Reproduce all the material exactly, minus any pictures it holds.

>>

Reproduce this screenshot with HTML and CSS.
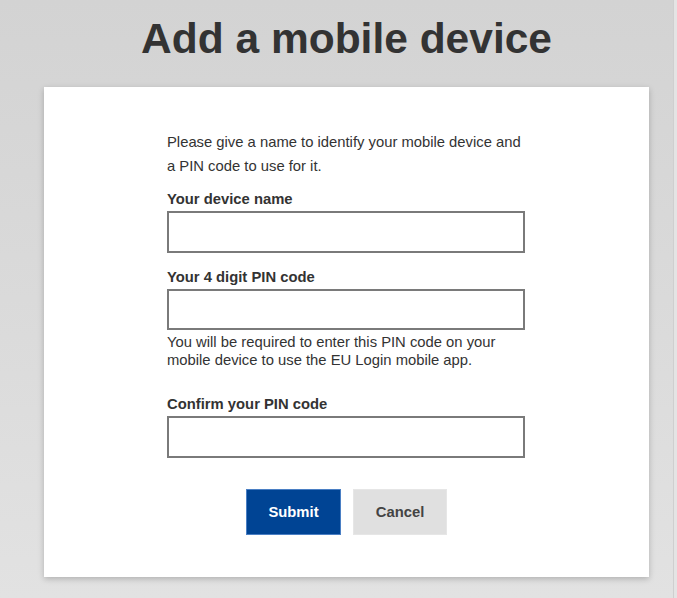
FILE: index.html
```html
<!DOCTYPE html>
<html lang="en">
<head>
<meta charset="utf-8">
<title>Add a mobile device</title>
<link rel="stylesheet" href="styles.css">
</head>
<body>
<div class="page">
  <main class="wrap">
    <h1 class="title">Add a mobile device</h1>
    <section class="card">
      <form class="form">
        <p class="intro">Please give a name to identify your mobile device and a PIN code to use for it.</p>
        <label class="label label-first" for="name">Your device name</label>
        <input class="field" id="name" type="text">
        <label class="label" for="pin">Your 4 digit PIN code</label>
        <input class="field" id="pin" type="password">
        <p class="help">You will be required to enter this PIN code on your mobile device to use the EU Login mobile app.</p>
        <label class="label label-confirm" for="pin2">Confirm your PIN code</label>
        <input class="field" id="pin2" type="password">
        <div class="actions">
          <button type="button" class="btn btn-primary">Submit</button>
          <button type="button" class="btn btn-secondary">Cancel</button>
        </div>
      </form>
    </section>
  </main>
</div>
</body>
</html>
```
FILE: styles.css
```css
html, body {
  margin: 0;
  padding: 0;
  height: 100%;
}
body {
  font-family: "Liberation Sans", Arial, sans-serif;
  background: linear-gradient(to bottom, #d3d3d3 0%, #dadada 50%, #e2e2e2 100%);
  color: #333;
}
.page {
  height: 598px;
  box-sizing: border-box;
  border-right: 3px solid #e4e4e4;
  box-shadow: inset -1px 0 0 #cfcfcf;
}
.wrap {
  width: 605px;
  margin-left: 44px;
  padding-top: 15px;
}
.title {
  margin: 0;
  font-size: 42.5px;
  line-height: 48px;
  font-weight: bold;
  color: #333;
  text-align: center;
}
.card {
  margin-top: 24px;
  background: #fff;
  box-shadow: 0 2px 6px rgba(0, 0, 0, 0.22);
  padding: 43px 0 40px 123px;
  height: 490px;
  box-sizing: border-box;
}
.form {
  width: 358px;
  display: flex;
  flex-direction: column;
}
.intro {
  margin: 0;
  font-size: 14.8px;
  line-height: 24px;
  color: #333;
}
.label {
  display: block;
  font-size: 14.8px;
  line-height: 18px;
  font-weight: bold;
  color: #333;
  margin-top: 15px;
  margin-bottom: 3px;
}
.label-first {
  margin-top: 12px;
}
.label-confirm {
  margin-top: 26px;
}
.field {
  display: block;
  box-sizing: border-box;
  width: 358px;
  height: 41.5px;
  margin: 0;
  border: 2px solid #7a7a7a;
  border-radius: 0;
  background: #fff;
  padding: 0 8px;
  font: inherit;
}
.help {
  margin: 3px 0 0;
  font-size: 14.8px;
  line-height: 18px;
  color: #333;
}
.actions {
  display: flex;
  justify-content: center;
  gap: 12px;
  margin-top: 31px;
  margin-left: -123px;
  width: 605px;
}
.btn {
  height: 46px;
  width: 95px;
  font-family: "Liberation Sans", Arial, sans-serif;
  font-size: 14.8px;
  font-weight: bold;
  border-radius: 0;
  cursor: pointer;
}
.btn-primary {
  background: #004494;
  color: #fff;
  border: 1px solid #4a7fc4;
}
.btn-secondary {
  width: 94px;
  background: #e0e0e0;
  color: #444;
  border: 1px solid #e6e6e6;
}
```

<<

RESPONSE:
Reproduce this screenshot with HTML and CSS.
FILE: index.html
```html
<!DOCTYPE html>
<html lang="en">
<head>
<meta charset="utf-8">
<title>Add a mobile device</title>
<link rel="stylesheet" href="styles.css">
</head>
<body>
<div class="page">
  <main class="wrap">
    <h1 class="title">Add a mobile device</h1>
    <section class="card">
      <form class="form">
        <p class="intro">Please give a name to identify your mobile device and a PIN code to use for it.</p>
        <label class="label label-first" for="name">Your device name</label>
        <input class="field" id="name" type="text">
        <label class="label" for="pin">Your 4 digit PIN code</label>
        <input class="field" id="pin" type="password">
        <p class="help">You will be required to enter this PIN code on your mobile device to use the EU Login mobile app.</p>
        <label class="label label-confirm" for="pin2">Confirm your PIN code</label>
        <input class="field" id="pin2" type="password">
        <div class="actions">
          <button type="button" class="btn btn-primary">Submit</button>
          <button type="button" class="btn btn-secondary">Cancel</button>
        </div>
      </form>
    </section>
  </main>
</div>
</body>
</html>
```
FILE: styles.css
```css
html, body {
  margin: 0;
  padding: 0;
  height: 100%;
}
body {
  font-family: "Liberation Sans", Arial, sans-serif;
  background: linear-gradient(to bottom, #d3d3d3 0%, #dadada 50%, #e2e2e2 100%);
  color: #333;
}
.page {
  height: 598px;
  box-sizing: border-box;
  border-right: 3px solid #e4e4e4;
  box-shadow: inset -1px 0 0 #cfcfcf;
}
.wrap {
  width: 605px;
  margin-left: 44px;
  padding-top: 15px;
}
.title {
  margin: 0;
  font-size: 42.5px;
  line-height: 48px;
  font-weight: bold;
  color: #333;
  text-align: center;
}
.card {
  margin-top: 24px;
  background: #fff;
  box-shadow: 0 2px 6px rgba(0, 0, 0, 0.22);
  padding: 43px 0 40px 123px;
  height: 490px;
  box-sizing: border-box;
}
.form {
  width: 358px;
  display: flex;
  flex-direction: column;
}
.intro {
  margin: 0;
  font-size: 14.8px;
  line-height: 24px;
  color: #333;
}
.label {
  display: block;
  font-size: 14.8px;
  line-height: 18px;
  font-weight: bold;
  color: #333;
  margin-top: 15px;
  margin-bottom: 3px;
}
.label-first {
  margin-top: 12px;
}
.label-confirm {
  margin-top: 26px;
}
.field {
  display: block;
  box-sizing: border-box;
  width: 358px;
  height: 41.5px;
  margin: 0;
  border: 2px solid #7a7a7a;
  border-radius: 0;
  background: #fff;
  padding: 0 8px;
  font: inherit;
}
.help {
  margin: 3px 0 0;
  font-size: 14.8px;
  line-height: 18px;
  color: #333;
}
.actions {
  display: flex;
  justify-content: center;
  gap: 12px;
  margin-top: 31px;
  margin-left: -123px;
  width: 605px;
}
.btn {
  height: 46px;
  width: 95px;
  font-family: "Liberation Sans", Arial, sans-serif;
  font-size: 14.8px;
  font-weight: bold;
  border-radius: 0;
  cursor: pointer;
}
.btn-primary {
  background: #004494;
  color: #fff;
  border: 1px solid #4a7fc4;
}
.btn-secondary {
  width: 94px;
  background: #e0e0e0;
  color: #444;
  border: 1px solid #e6e6e6;
}
```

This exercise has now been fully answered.